-- Exercise directions --
Word for word, give the material below again, minus any images.

-- Source excerpt --
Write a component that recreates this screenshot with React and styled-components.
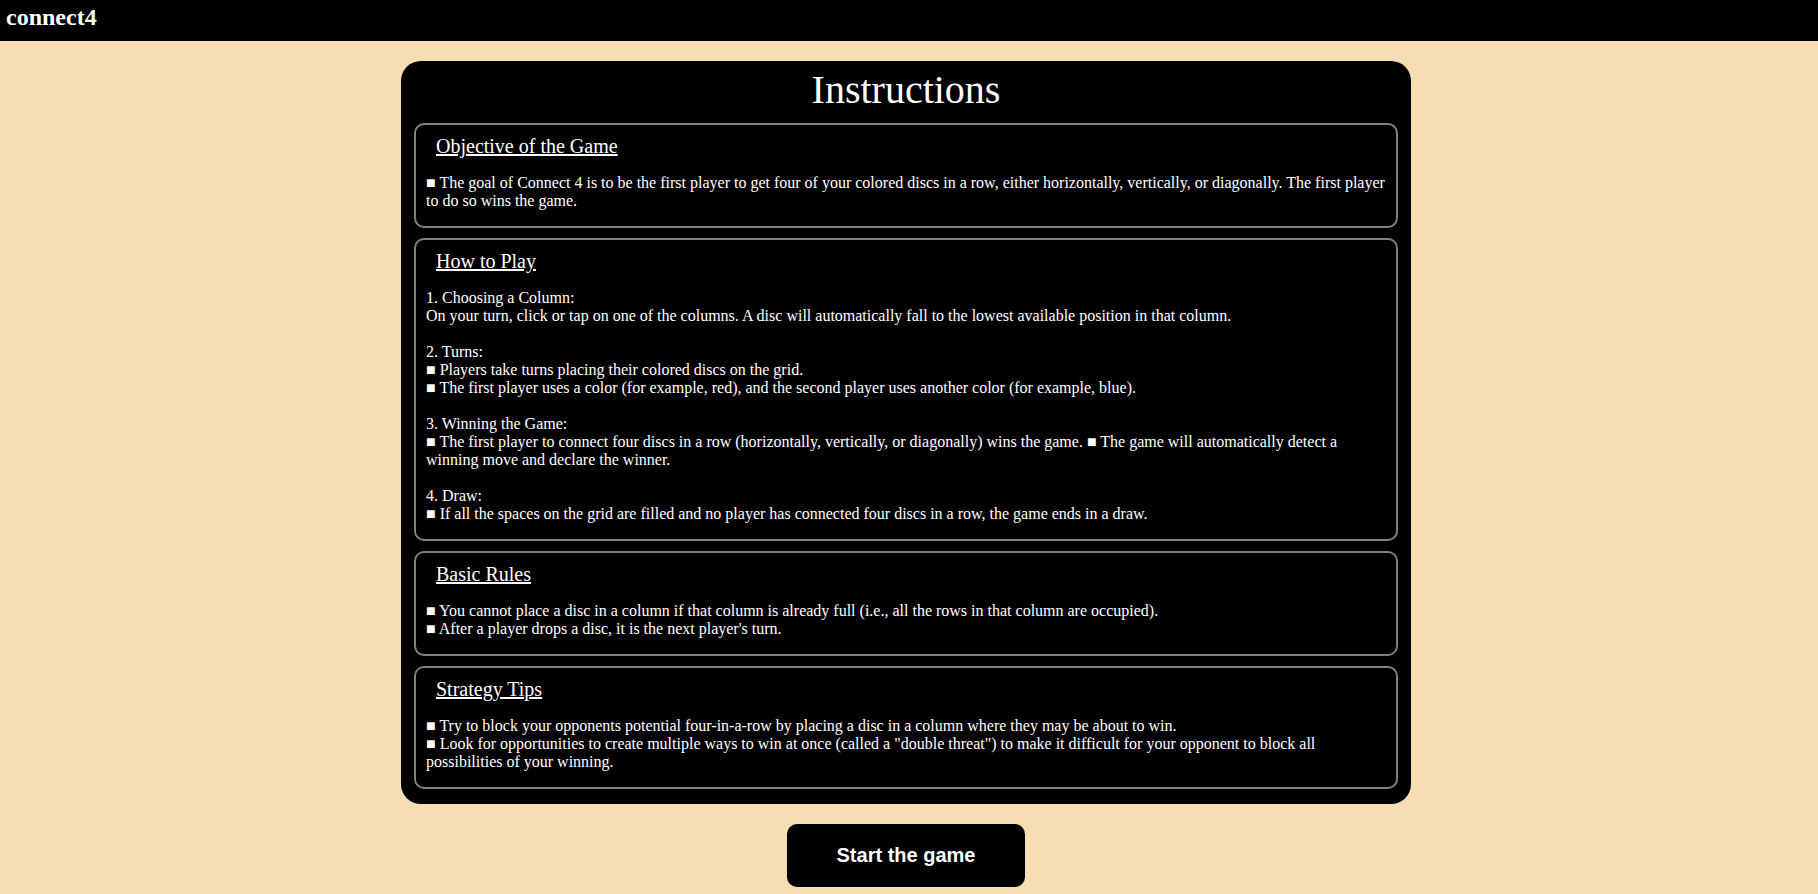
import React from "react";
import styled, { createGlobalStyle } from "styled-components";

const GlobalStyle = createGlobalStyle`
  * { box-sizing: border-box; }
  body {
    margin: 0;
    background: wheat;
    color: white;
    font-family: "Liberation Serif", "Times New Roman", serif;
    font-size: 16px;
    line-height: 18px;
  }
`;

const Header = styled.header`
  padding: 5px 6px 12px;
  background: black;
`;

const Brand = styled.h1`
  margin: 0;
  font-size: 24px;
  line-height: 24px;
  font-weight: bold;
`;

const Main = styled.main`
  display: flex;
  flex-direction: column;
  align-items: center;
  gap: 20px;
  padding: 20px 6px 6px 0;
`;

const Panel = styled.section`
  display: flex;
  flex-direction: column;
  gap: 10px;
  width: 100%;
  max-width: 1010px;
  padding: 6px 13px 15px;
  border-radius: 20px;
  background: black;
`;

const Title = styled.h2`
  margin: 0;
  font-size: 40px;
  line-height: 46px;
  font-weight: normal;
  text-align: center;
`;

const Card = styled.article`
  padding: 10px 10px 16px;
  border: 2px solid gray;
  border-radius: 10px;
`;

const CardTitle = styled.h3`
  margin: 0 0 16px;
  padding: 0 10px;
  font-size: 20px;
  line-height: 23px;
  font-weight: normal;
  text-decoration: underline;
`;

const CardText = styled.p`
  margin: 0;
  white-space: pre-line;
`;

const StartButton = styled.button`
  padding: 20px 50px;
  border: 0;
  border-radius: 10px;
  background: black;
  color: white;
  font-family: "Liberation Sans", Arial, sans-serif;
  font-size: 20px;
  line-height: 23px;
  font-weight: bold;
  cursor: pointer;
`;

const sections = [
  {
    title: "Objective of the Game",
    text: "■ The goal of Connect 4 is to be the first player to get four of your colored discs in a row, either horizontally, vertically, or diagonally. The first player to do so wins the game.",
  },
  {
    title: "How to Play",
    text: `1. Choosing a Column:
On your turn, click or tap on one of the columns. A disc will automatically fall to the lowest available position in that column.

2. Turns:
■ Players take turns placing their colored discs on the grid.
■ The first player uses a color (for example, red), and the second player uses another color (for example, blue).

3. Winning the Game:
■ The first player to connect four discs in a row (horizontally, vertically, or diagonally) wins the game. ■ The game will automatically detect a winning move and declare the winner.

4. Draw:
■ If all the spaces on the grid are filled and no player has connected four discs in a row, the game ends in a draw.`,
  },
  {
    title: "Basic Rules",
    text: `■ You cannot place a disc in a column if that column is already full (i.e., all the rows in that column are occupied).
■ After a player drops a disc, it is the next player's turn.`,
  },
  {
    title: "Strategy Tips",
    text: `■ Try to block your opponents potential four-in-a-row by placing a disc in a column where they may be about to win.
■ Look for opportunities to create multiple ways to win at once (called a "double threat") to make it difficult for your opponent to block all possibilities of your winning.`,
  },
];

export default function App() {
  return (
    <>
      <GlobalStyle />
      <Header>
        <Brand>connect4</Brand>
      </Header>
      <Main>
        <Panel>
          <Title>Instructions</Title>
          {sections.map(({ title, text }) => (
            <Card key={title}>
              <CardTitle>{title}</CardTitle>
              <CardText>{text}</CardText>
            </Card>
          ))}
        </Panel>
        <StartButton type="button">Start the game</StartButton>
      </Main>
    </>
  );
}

-- Output below --
Write a component that recreates this screenshot with React and styled-components.
import React from "react";
import styled, { createGlobalStyle } from "styled-components";

const GlobalStyle = createGlobalStyle`
  * { box-sizing: border-box; }
  body {
    margin: 0;
    background: wheat;
    color: white;
    font-family: "Liberation Serif", "Times New Roman", serif;
    font-size: 16px;
    line-height: 18px;
  }
`;

const Header = styled.header`
  padding: 5px 6px 12px;
  background: black;
`;

const Brand = styled.h1`
  margin: 0;
  font-size: 24px;
  line-height: 24px;
  font-weight: bold;
`;

const Main = styled.main`
  display: flex;
  flex-direction: column;
  align-items: center;
  gap: 20px;
  padding: 20px 6px 6px 0;
`;

const Panel = styled.section`
  display: flex;
  flex-direction: column;
  gap: 10px;
  width: 100%;
  max-width: 1010px;
  padding: 6px 13px 15px;
  border-radius: 20px;
  background: black;
`;

const Title = styled.h2`
  margin: 0;
  font-size: 40px;
  line-height: 46px;
  font-weight: normal;
  text-align: center;
`;

const Card = styled.article`
  padding: 10px 10px 16px;
  border: 2px solid gray;
  border-radius: 10px;
`;

const CardTitle = styled.h3`
  margin: 0 0 16px;
  padding: 0 10px;
  font-size: 20px;
  line-height: 23px;
  font-weight: normal;
  text-decoration: underline;
`;

const CardText = styled.p`
  margin: 0;
  white-space: pre-line;
`;

const StartButton = styled.button`
  padding: 20px 50px;
  border: 0;
  border-radius: 10px;
  background: black;
  color: white;
  font-family: "Liberation Sans", Arial, sans-serif;
  font-size: 20px;
  line-height: 23px;
  font-weight: bold;
  cursor: pointer;
`;

const sections = [
  {
    title: "Objective of the Game",
    text: "■ The goal of Connect 4 is to be the first player to get four of your colored discs in a row, either horizontally, vertically, or diagonally. The first player to do so wins the game.",
  },
  {
    title: "How to Play",
    text: `1. Choosing a Column:
On your turn, click or tap on one of the columns. A disc will automatically fall to the lowest available position in that column.

2. Turns:
■ Players take turns placing their colored discs on the grid.
■ The first player uses a color (for example, red), and the second player uses another color (for example, blue).

3. Winning the Game:
■ The first player to connect four discs in a row (horizontally, vertically, or diagonally) wins the game. ■ The game will automatically detect a winning move and declare the winner.

4. Draw:
■ If all the spaces on the grid are filled and no player has connected four discs in a row, the game ends in a draw.`,
  },
  {
    title: "Basic Rules",
    text: `■ You cannot place a disc in a column if that column is already full (i.e., all the rows in that column are occupied).
■ After a player drops a disc, it is the next player's turn.`,
  },
  {
    title: "Strategy Tips",
    text: `■ Try to block your opponents potential four-in-a-row by placing a disc in a column where they may be about to win.
■ Look for opportunities to create multiple ways to win at once (called a "double threat") to make it difficult for your opponent to block all possibilities of your winning.`,
  },
];

export default function App() {
  return (
    <>
      <GlobalStyle />
      <Header>
        <Brand>connect4</Brand>
      </Header>
      <Main>
        <Panel>
          <Title>Instructions</Title>
          {sections.map(({ title, text }) => (
            <Card key={title}>
              <CardTitle>{title}</CardTitle>
              <CardText>{text}</CardText>
            </Card>
          ))}
        </Panel>
        <StartButton type="button">Start the game</StartButton>
      </Main>
    </>
  );
}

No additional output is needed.